Analyzing the Russian military efforts to defend its vast Arctic expanse in a piece for the independent news and analysis website PolitRussia, journalist Oleg Polevoy recalled that "while Arctic motorized rifle units appear from time to time in the Russian media, the general public knows little about them; collecting information from television and newspapers is a painstaking process."
For a long time, the journalist recalled, "the only infantry unit in the entire Russian North was the 200th Motorized Rifle Brigade at Pechenga, Murmansk Region. That unit was established in 1997 on the basis of the old Soviet 131st Motorized Rifle Division…It's obvious that a single brigade for the defense of territory including the entire Kola Peninsula and Chukotka was, to put it mildly, insufficient, but it's good that it was least was preserved in the 90s," a very difficult period for the country and its defense capabilities.
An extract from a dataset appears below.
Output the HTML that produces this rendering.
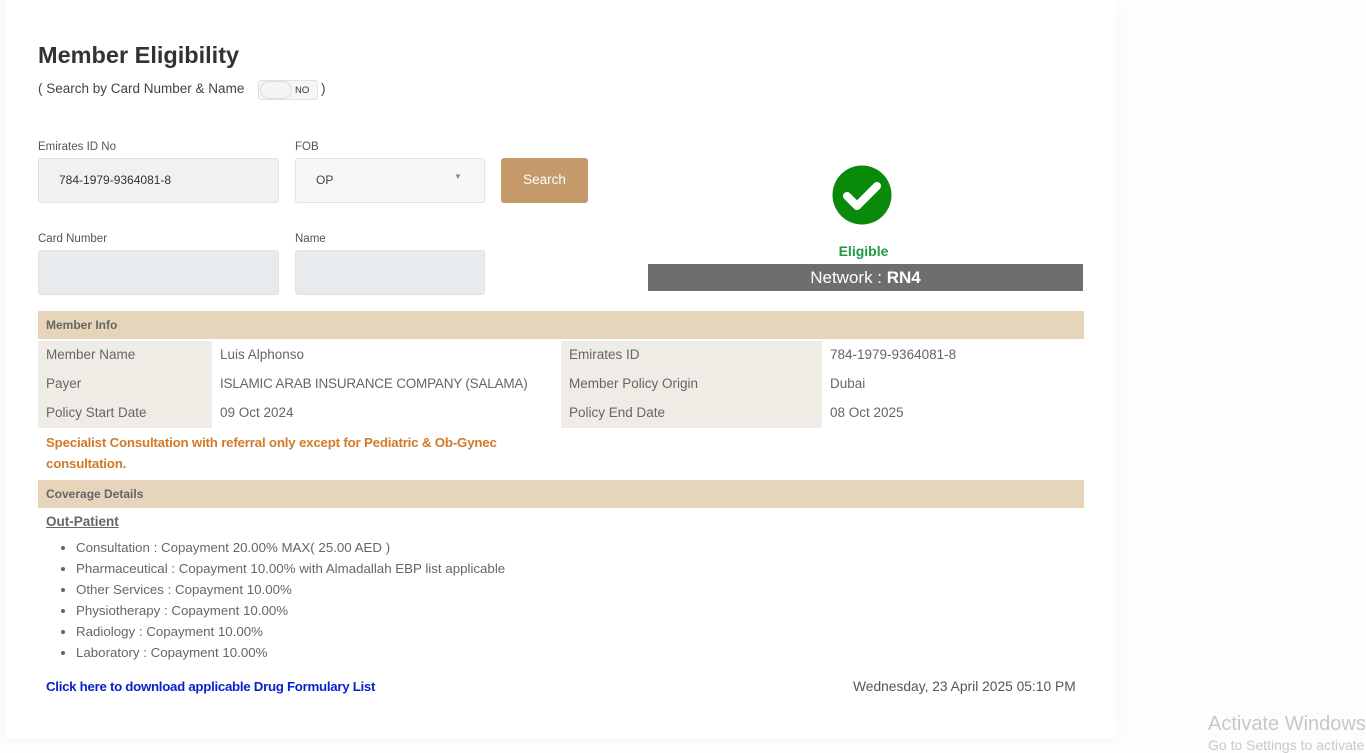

Most recently, the government of NATO member Norway announced a defense spending bonanza, aimed at heavily modernizing all three branches of their military. Meanwhile, earlier this year, the US mulled placing a powerful new radar complex in the country, on top of the one they already have, and aimed primarily at spying on Russia.
In light of the changing conditions, Moscow found it necessary not only to ensure coastal defense, but to create a mobile force capable of reacting anywhere in the Russian Arctic.
"In 2012, the creation of a [new] separate Arctic brigade was announced. In 2014, the government signed a corresponding decree. And on January 17, 2015, the 80th Motorized Arctic Brigade (stationed in the locality of Alakurtti on the Kola Peninsula) received its colors."
The new unit's tasks aren't easy, the journalist noted. "Not only do they have to operate in extreme climactic conditions, but their 'sworn friends' [among foreign militaries] have already set the bar very high."
"The Canadian Army too on the whole is also well-trained for action in the Arctic. Recently, Ottawa set about reorganizing and reequipping its ranger units responsible for security in the Arctic region, which for many years before looked more like volunteer militia than regular army (or even reserve) units. In addition, Joint Task Force 2, an elite special operations unit of the Canadian Forces, is also prepared to conduct tasks in the Arctic."
The Norwegian Special Force 'Rangers', meanwhile, have been specially honed for action in the Arctic. "Recently, Oslo announced the creation of a new unit of special forces practically on the border with Russia. Against the background of a total re-equipment and modernization of the Norwegian Armed Forces, this does not sound very promising," the journalist suggested.
"Even judging by the publications available in the media, the eye catches the fact that both the 200th and 80th brigades feature non-standard reconnaissance formations, but recon battalions. The troops carry out airborne and mountain (alpine) training. The material provisions for Arctic brigades are also special; new two-tiered tractors, snowmobiles and hovercraft are currently being developed for them."
Last year, the Arctic units were provided with new articulated tracked snow and marsh buggies, military ATVs, quads and snowmobiles. "The new equipment and weapons are being 'run-in' in combat-like conditions, including via large-scale exercises taking place recently on the Tymyr Peninsula."
"And it looks like the protection of the Arctic from the ground will rest not only on the Arctic motorized infantry," the journalist added. "In 2014, the Novosibirsk archipelago was used for training exercises by Russia's Airborne Forces; 350 troops of the 98th Airborne Division conducted airdrop training, becoming the largest mass landing in the Arctic's history. And it seems setting records was not their only goal. Airborne Forces Commander Vladimir Shamanov stated recently that 'the establishment of an Arctic Airborne force is only a matter of time.'"
"The Arctic is one of the most economically promising regions in the world. The Arctic Circle holds enormous reserves of hydrocarbons and other minerals; the region also provides the shortest path for transporting goods from the Pacific to the Atlantic oceans. According to the norms of international law, a substantial part of the territory in Arctic waters belongs to Russia, thanks to the large extent of our continental shelf."
At the same time, Polevoy warned, "we know that international law has little meaning for certain powers when it comes to confronting someone from whom it is possible to take something away by force. We do not need lands belonging to others, but to prevent anyone from even thinking of 'reaching into our pocket' in the North, it's necessary to keep the gunpowder dry. And an important role in doing so will be played by the guys with the image of a polar bear on their sleeve."